**Requirements:**
In the listing that follows, how many lines contain the string "this"? Provide only the number.

**Listing:**
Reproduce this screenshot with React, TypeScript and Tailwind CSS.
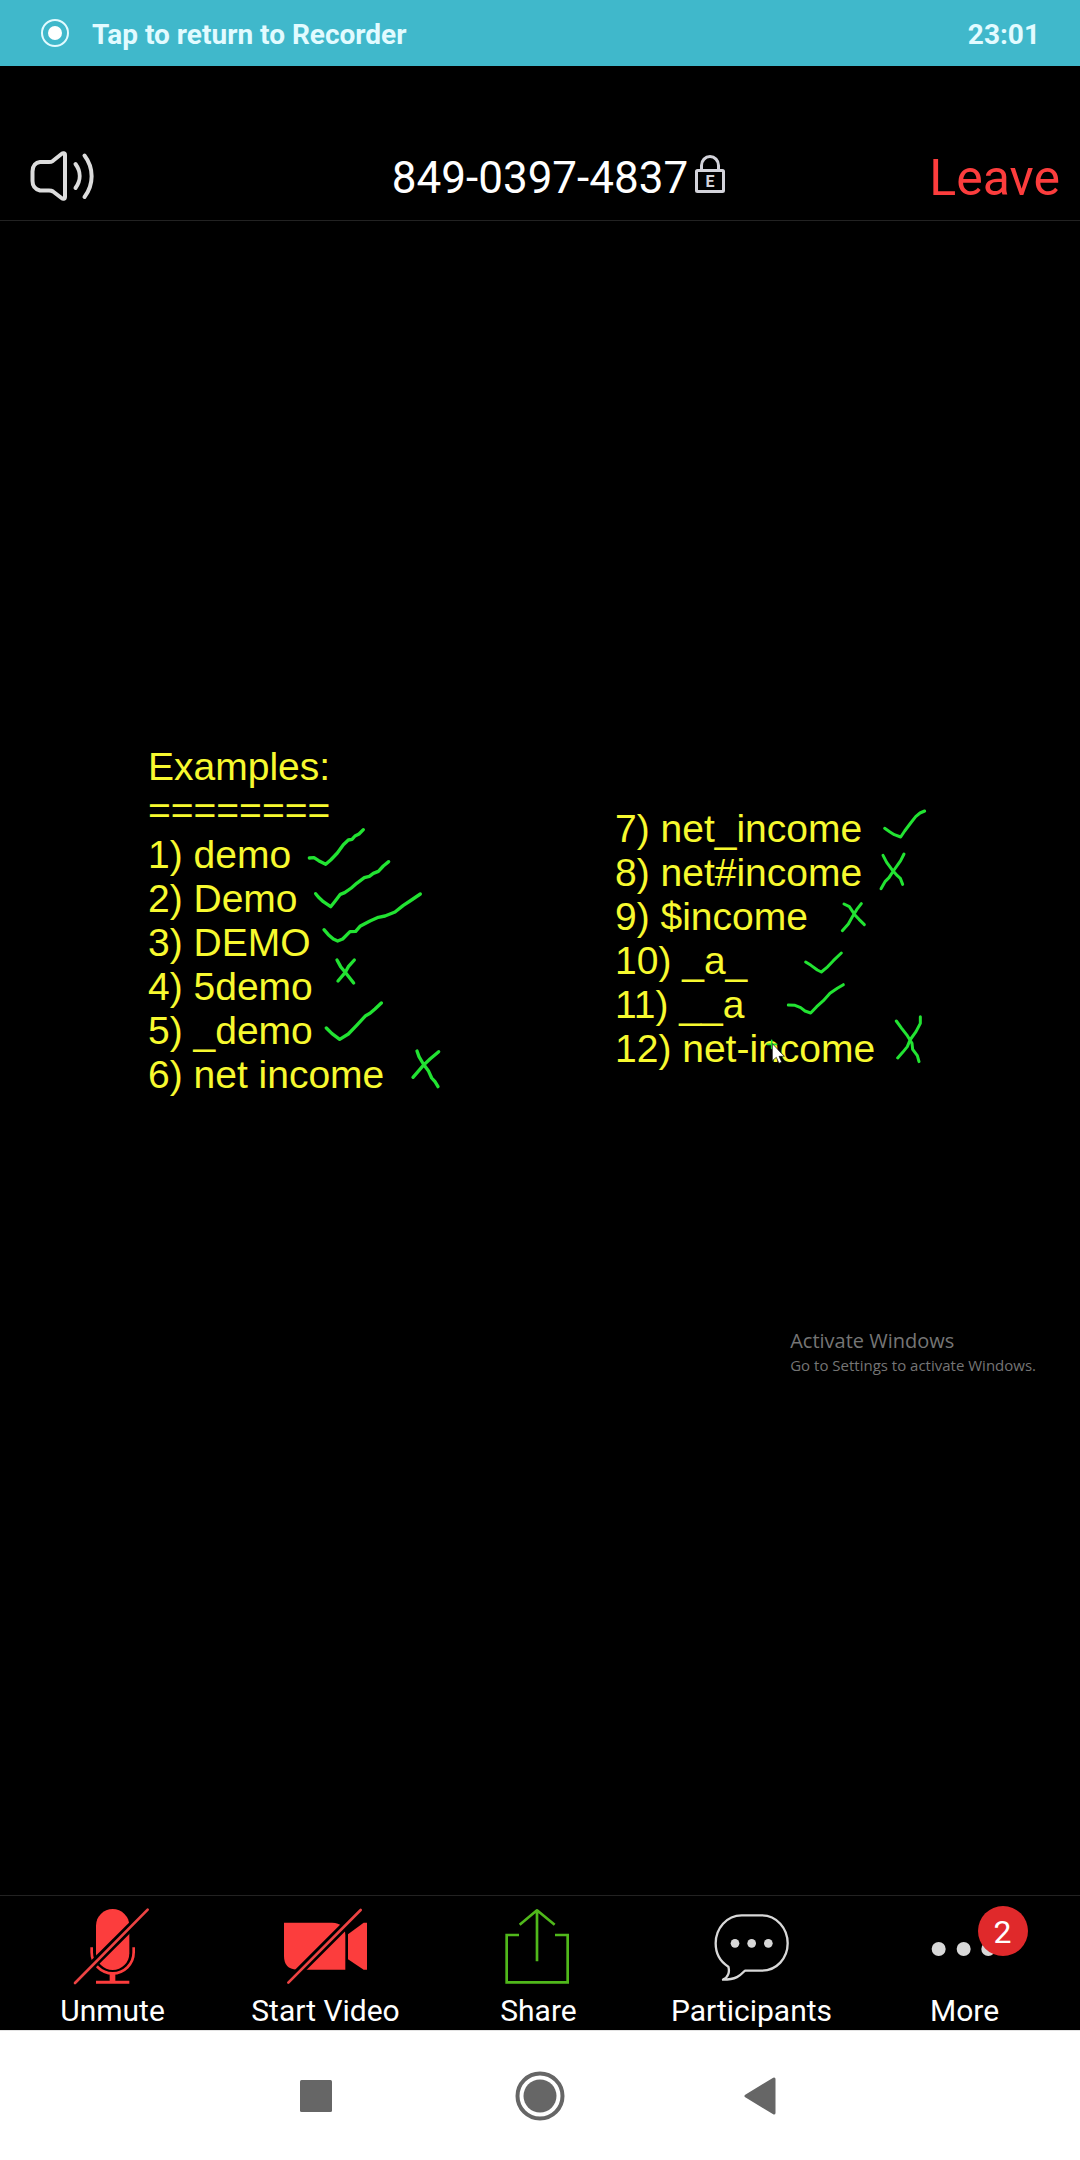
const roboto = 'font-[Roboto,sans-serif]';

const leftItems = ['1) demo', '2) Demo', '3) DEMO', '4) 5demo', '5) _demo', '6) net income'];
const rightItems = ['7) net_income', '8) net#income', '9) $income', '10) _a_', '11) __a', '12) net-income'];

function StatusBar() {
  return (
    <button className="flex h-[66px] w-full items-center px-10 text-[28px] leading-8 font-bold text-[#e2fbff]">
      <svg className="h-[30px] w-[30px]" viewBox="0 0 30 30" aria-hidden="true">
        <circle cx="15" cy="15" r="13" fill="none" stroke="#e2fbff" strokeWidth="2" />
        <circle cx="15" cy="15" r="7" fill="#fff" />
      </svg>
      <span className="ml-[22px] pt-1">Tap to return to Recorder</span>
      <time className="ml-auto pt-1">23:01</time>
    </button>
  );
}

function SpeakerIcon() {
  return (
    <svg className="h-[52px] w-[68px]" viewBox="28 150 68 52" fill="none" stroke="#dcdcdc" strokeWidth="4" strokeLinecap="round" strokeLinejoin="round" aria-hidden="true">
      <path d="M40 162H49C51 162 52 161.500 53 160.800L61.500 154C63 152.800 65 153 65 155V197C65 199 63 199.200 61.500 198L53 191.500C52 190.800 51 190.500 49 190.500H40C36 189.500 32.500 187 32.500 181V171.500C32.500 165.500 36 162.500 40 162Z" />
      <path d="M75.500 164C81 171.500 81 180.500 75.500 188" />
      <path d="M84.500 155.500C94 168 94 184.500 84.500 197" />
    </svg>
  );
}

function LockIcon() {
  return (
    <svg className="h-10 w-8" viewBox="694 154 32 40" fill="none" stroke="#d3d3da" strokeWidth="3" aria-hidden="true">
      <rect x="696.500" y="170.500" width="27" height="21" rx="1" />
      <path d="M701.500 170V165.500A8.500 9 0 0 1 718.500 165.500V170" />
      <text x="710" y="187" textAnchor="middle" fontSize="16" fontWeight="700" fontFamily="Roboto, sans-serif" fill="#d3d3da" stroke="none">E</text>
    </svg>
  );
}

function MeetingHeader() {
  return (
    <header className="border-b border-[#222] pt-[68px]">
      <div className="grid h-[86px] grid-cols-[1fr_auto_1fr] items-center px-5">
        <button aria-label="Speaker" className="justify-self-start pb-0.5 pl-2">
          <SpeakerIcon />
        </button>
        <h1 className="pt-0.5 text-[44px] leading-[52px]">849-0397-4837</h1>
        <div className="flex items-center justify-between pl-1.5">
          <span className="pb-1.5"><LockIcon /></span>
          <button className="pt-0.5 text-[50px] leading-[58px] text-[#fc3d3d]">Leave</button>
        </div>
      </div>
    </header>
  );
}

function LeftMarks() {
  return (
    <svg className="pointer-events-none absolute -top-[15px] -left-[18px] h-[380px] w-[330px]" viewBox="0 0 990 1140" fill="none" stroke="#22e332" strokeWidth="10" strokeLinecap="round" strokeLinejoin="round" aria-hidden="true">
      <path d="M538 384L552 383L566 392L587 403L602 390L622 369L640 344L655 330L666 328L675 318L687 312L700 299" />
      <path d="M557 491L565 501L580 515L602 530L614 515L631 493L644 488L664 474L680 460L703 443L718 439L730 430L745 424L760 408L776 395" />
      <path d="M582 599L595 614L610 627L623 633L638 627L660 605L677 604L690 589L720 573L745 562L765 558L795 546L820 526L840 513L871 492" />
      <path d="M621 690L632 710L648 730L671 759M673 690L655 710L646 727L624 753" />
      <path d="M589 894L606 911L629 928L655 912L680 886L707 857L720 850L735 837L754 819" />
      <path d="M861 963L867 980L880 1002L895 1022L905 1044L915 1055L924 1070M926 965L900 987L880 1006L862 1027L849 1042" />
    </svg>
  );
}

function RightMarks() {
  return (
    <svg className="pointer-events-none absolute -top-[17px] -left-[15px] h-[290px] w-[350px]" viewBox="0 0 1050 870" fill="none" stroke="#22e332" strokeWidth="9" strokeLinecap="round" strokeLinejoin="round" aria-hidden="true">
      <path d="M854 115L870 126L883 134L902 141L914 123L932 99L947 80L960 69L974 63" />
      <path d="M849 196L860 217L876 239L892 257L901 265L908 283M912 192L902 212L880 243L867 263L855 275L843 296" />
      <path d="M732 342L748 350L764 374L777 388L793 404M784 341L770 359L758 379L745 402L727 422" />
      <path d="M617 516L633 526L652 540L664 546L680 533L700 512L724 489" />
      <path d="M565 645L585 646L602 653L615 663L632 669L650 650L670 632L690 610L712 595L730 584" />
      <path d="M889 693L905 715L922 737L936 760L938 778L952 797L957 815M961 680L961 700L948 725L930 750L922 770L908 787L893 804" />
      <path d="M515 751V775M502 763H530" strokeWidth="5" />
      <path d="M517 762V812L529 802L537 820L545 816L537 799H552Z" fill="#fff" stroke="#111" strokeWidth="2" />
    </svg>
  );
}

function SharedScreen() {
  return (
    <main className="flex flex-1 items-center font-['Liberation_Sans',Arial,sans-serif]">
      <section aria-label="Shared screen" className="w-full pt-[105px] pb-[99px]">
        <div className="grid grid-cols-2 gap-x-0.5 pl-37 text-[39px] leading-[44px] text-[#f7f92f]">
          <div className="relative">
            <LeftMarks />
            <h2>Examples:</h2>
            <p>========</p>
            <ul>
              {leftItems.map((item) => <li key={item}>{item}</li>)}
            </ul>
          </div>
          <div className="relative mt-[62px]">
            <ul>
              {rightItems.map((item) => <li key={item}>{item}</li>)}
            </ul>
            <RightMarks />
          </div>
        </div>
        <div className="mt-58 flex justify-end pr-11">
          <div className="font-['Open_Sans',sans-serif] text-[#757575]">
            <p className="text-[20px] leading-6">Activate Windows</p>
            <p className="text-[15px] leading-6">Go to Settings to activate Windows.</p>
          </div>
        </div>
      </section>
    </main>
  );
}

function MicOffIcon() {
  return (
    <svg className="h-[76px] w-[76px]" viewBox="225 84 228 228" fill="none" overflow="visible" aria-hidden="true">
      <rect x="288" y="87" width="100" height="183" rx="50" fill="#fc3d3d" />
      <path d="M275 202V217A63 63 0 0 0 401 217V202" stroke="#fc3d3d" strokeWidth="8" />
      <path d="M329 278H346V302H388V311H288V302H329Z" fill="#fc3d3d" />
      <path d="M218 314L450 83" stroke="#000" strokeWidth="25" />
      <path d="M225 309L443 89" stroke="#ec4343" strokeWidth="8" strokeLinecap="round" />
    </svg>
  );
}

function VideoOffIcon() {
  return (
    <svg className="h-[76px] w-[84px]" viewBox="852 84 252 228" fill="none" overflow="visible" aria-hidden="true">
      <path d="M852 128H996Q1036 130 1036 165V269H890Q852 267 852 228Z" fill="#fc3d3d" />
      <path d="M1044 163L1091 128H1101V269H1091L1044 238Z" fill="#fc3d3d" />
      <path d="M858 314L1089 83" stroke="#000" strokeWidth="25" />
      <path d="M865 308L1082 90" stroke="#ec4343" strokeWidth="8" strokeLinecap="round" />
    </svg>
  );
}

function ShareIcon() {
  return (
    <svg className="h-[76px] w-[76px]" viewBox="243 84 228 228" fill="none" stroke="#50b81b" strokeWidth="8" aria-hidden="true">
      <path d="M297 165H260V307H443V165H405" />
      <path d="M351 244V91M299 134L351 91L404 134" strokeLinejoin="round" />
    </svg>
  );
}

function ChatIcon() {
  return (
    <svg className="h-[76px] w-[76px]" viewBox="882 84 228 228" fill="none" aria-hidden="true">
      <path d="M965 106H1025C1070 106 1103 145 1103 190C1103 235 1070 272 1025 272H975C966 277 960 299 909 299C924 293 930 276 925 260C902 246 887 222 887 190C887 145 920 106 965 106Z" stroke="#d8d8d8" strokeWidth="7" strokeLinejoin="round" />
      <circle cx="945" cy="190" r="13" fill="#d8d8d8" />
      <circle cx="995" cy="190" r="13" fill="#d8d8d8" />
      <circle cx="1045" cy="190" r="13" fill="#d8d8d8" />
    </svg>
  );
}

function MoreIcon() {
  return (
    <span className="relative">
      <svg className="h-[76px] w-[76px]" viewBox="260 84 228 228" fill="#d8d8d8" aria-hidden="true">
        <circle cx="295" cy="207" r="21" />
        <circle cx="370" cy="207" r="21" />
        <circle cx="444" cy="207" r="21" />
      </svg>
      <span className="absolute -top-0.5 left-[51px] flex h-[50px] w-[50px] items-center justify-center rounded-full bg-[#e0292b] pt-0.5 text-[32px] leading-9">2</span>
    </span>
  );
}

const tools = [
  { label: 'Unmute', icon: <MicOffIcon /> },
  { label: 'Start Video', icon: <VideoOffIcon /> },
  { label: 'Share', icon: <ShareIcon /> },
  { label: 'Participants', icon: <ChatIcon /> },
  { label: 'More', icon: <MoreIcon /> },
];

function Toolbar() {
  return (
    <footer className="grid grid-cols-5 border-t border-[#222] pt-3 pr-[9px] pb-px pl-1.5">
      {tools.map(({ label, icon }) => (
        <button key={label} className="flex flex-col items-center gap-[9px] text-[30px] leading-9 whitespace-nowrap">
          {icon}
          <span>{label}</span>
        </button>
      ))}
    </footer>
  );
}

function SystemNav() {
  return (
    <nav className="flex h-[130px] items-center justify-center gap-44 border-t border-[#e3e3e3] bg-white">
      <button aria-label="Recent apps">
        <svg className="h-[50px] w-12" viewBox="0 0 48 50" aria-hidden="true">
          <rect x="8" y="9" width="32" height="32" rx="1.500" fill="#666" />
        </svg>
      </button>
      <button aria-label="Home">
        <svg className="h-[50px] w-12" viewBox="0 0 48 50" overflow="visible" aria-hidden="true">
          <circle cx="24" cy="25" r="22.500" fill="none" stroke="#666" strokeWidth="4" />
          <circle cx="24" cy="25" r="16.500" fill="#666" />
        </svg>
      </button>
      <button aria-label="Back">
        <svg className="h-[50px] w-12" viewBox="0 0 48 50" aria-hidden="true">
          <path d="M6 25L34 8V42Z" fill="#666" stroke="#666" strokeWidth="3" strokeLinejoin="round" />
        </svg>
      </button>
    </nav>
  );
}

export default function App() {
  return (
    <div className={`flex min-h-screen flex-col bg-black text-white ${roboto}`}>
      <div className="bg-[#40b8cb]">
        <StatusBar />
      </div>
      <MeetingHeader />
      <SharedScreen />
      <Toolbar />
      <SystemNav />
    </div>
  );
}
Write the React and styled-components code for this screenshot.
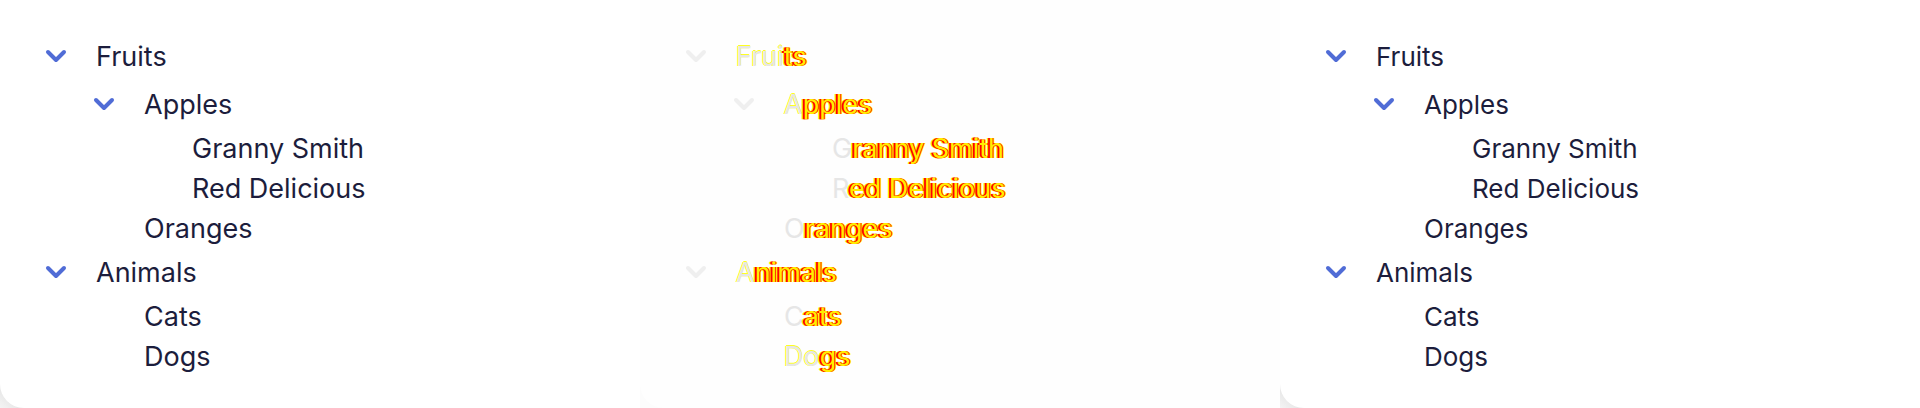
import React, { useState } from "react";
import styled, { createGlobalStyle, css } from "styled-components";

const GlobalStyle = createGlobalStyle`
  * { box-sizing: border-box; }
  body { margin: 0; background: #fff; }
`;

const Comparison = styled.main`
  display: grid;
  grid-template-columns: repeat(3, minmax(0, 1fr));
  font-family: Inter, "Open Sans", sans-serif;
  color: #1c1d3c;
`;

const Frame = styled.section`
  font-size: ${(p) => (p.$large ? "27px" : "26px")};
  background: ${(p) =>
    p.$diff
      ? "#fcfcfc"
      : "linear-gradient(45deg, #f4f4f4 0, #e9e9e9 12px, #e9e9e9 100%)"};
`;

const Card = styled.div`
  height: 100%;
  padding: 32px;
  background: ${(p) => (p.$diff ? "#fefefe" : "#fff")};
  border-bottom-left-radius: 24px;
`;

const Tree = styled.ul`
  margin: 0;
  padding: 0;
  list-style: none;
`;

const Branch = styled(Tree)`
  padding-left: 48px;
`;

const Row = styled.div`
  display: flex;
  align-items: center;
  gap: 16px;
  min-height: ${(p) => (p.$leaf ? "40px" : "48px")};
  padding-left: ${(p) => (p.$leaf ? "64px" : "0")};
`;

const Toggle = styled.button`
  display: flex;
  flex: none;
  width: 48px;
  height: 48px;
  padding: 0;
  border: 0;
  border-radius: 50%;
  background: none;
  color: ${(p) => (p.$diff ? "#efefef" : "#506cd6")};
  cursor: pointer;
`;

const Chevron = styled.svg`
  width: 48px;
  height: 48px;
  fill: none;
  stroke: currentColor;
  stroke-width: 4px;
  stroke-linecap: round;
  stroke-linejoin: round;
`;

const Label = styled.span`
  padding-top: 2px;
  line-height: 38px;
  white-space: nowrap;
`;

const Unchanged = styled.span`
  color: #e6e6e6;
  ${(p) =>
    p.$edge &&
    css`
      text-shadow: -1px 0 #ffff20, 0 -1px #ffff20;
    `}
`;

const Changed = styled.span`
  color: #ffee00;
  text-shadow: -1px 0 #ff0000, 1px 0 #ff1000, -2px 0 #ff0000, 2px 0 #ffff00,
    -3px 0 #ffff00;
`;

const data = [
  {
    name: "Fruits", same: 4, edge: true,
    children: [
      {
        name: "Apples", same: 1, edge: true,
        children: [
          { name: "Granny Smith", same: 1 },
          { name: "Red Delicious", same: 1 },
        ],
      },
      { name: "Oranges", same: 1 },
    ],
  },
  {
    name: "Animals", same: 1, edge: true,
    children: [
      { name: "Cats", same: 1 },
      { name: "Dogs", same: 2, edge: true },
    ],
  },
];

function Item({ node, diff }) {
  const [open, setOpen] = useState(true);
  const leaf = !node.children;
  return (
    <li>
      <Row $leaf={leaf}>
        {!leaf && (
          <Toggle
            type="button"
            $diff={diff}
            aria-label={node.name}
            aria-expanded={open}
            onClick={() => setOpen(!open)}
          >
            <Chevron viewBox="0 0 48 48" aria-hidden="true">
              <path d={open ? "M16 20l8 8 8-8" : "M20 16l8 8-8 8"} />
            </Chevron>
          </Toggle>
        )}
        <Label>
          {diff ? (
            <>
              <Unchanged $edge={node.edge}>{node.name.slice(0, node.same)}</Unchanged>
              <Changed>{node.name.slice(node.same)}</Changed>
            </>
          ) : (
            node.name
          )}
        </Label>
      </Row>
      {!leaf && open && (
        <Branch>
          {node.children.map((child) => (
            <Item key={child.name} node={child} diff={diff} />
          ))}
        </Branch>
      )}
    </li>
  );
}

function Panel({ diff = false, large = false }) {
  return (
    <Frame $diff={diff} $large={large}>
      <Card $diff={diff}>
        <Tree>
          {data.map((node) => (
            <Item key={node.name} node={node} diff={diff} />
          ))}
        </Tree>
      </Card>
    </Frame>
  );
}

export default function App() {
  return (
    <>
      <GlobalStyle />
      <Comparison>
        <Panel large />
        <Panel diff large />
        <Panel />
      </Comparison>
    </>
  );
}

**Response to the task:**
2